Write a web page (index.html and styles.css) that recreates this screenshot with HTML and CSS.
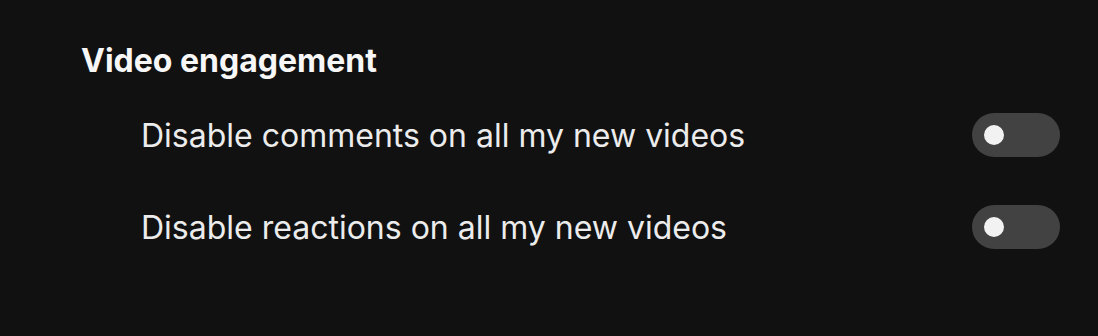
FILE: index.html
```html
<!DOCTYPE html>
<html>
<head>
<meta charset="utf-8">
<link rel="stylesheet" href="styles.css">
</head>
<body>
<section class="settings">
  <h2 class="title">Video engagement</h2>
  <div class="row">
    <span class="label">Disable comments on all my new videos</span>
    <span class="toggle"><span class="knob"></span></span>
  </div>
  <div class="row">
    <span class="label">Disable reactions on all my new videos</span>
    <span class="toggle"><span class="knob"></span></span>
  </div>
</section>
</body>
</html>
```
FILE: styles.css
```css
html, body {
  margin: 0;
  background: #111111;
  height: 100%;
}
body {
  font-family: Inter, "Noto Sans", sans-serif;
  color: #f2f2f2;
}
.settings {
  padding: 41px 38px 0 81px;
}
.title {
  margin: 0 0 32px 0;
  font-size: 32px;
  font-weight: 700;
  line-height: 40px;
  color: #f7f7f7;
}
.row {
  display: flex;
  align-items: center;
  justify-content: space-between;
  padding-left: 60px;
  height: 44px;
  margin-bottom: 48px;
}
.label {
  font-size: 32px;
  font-weight: 400;
  color: #ececec;
}
.toggle {
  width: 88px;
  height: 44px;
  border-radius: 22px;
  background: #424242;
  display: flex;
  align-items: center;
  padding-left: 12px;
  box-sizing: border-box;
}
.knob {
  width: 20px;
  height: 20px;
  border-radius: 50%;
  background: #f2f2f2;
}
```
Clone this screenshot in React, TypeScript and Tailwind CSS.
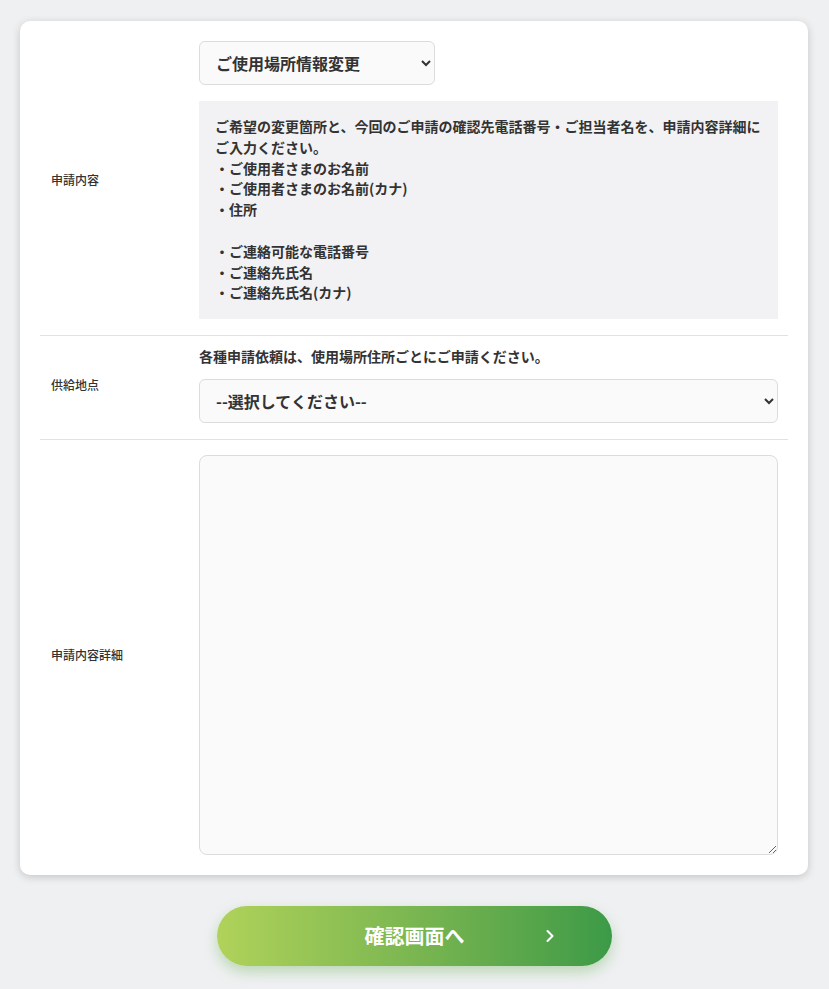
import { ChevronRight } from "lucide-react";

const font = { fontFamily: '"Noto Sans CJK JP", "Noto Sans", sans-serif' };

const notes = [
  "・ご使用者さまのお名前",
  "・ご使用者さまのお名前(カナ)",
  "・住所",
  "",
  "・ご連絡可能な電話番号",
  "・ご連絡先氏名",
  "・ご連絡先氏名(カナ)",
];

function Label({ children }: { children: React.ReactNode }) {
  return (
    <div className="flex w-[159px] shrink-0 items-center pl-[11px] text-[12px] font-medium text-[#333]">
      {children}
    </div>
  );
}

const field =
  "rounded-[6px] border border-[#dcdcdc] bg-[#fafafa] px-[12px] text-[16px] font-bold text-[#333] outline-none";

export default function App() {
  return (
    <div className="min-h-[989px] bg-[#eff0f2] pt-[21px]" style={font}>
      <div className="ml-5 w-[788px] rounded-[10px] bg-white px-5 pt-[4px] pb-[5px] shadow-[0_2px_8px_rgba(0,0,0,0.18)]">
        <div className="flex border-b border-[#e2e2e2] py-4">
          <Label>申請内容</Label>
          <div className="flex-1 pr-[10px]">
            <select defaultValue="change" className={`${field} h-[44px] w-[236px]`}>
              <option value="change">ご使用場所情報変更</option>
            </select>
            <div className="mt-4 bg-[#f2f2f4] px-4 pt-[15px] pb-[16px] text-[14px] leading-[20.8px] font-bold text-[#333]">
              <p>
                ご希望の変更箇所と、今回のご申請の確認先電話番号・ご担当者名を、申請内容詳細にご入力ください。
              </p>
              {notes.map((n, i) => (
                <p key={i} className="min-h-[20.8px]">
                  {n}
                </p>
              ))}
            </div>
          </div>
        </div>

        <div className="flex border-b border-[#e2e2e2] pt-[10px] pb-4">
          <Label>供給地点</Label>
          <div className="flex-1 pr-[10px]">
            <p className="text-[14px] leading-[21px] font-bold text-[#333]">
              各種申請依頼は、使用場所住所ごとにご申請ください。
            </p>
            <select defaultValue="" className={`${field} mt-3 h-[44px] w-full`}>
              <option value="">--選択してください--</option>
            </select>
          </div>
        </div>

        <div className="flex py-[15px]">
          <Label>申請内容詳細</Label>
          <div className="flex-1 pr-[10px]">
            <textarea className="block h-[400px] w-full rounded-[8px] border border-[#dcdcdc] bg-[#fafafa] p-3 text-[14px] outline-none" />
          </div>
        </div>
      </div>

      <div className="flex justify-center pt-[31px]">
        <button
          type="button"
          className="relative flex h-[60px] w-[395px] items-center justify-center rounded-full bg-gradient-to-r from-[#b0d25a] to-[#3b9a47] text-[20px] font-bold text-white shadow-[0_6px_14px_rgba(90,170,70,0.35)]"
        >
          確認画面へ
          <ChevronRight className="absolute right-[52px] h-5 w-5" strokeWidth={2.5} />
        </button>
      </div>
    </div>
  );
}
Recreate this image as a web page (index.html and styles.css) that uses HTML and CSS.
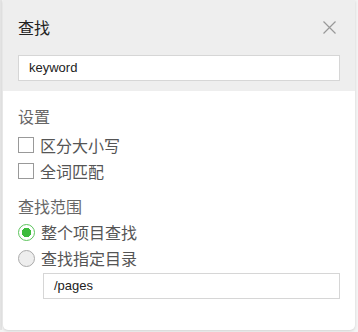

※ ※ ※

= Given request =
In the entries above, find the lines containing the word "index" and say how many there are, with no other words.

= Reply to the task =
3